→ **Goal of the exercise**
Please copy the lines below exactly, from the first one through the line showing "import React from".

___ Supplied entries

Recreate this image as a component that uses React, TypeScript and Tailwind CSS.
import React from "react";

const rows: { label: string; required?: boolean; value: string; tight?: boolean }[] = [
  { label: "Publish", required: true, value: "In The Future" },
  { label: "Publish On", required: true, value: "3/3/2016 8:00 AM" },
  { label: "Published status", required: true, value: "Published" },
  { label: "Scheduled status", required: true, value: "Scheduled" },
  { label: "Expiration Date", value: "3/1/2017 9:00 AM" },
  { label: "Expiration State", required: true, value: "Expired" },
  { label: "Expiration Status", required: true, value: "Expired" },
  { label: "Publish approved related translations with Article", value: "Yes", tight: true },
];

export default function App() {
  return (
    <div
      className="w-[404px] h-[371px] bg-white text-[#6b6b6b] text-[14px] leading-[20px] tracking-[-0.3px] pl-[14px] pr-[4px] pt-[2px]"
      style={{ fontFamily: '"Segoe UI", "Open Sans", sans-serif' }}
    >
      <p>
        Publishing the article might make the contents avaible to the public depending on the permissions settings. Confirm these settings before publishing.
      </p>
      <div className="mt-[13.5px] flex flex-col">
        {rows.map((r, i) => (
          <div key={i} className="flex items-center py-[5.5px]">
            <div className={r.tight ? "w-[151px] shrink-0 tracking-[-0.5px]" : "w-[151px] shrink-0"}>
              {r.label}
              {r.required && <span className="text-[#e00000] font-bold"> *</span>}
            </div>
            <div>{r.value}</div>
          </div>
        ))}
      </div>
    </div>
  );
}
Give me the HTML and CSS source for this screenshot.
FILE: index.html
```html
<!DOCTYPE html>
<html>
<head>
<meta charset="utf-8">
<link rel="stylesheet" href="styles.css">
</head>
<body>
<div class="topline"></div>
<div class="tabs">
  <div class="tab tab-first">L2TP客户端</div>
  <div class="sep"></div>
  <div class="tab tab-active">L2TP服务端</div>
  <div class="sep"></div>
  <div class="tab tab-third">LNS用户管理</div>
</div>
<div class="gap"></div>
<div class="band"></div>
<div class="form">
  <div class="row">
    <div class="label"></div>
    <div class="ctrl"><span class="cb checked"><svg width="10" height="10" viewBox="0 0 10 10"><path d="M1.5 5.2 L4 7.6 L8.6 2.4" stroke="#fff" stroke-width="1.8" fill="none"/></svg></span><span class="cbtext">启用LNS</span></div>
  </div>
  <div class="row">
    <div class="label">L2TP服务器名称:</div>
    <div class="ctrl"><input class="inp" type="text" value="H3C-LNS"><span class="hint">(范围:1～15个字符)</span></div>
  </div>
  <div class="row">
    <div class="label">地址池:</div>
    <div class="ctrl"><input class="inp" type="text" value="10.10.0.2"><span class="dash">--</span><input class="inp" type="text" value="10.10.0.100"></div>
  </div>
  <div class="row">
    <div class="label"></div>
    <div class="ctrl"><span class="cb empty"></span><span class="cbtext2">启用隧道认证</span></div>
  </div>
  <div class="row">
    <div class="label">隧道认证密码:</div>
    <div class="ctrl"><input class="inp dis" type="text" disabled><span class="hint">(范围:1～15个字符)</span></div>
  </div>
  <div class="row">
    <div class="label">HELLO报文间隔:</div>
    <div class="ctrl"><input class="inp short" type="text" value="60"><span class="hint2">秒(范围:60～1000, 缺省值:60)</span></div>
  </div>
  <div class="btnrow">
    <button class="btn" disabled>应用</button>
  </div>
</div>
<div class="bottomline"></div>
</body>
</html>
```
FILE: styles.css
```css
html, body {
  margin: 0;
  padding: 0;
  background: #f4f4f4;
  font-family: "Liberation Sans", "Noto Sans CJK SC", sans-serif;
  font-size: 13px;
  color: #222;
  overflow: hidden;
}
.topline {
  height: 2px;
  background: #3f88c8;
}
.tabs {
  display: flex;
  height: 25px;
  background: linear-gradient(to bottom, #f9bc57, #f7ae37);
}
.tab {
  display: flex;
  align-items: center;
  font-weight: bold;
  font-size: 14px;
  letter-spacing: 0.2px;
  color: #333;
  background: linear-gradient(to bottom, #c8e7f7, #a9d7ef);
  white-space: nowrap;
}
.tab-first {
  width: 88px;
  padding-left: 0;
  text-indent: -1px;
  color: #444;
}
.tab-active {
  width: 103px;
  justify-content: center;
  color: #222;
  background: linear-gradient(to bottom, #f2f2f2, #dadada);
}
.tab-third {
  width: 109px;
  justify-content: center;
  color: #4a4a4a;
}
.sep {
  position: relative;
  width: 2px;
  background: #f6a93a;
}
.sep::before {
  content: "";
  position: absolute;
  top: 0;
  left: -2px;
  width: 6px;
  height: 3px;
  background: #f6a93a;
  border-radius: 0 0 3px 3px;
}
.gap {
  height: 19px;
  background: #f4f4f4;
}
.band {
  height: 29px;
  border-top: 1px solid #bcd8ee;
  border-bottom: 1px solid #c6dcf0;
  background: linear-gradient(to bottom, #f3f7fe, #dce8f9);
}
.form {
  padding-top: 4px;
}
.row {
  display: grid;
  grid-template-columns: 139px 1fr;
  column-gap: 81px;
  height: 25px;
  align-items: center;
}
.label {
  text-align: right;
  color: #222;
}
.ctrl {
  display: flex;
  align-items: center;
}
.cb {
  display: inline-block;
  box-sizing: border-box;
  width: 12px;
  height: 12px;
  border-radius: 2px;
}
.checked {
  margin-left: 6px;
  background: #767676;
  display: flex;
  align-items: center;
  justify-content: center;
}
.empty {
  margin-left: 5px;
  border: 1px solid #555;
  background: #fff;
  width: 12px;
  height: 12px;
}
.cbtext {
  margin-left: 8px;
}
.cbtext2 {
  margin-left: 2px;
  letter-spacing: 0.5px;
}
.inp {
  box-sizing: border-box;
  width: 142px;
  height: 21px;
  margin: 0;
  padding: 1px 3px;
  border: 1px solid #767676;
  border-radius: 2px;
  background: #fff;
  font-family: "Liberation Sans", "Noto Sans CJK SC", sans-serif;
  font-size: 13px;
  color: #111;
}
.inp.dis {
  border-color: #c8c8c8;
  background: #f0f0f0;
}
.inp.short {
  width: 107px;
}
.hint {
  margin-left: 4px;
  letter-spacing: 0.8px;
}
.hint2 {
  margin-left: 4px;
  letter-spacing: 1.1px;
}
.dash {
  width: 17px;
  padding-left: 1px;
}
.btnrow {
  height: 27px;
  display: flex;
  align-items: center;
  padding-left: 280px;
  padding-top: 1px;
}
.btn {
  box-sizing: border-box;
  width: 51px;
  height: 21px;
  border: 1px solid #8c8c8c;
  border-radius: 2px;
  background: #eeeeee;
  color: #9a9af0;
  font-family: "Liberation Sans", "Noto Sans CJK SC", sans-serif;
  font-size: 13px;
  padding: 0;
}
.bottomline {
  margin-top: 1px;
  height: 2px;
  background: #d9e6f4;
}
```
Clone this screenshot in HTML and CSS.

______

→ **Exercise response**
Recreate this image as a component that uses React, TypeScript and Tailwind CSS.
import React from "react";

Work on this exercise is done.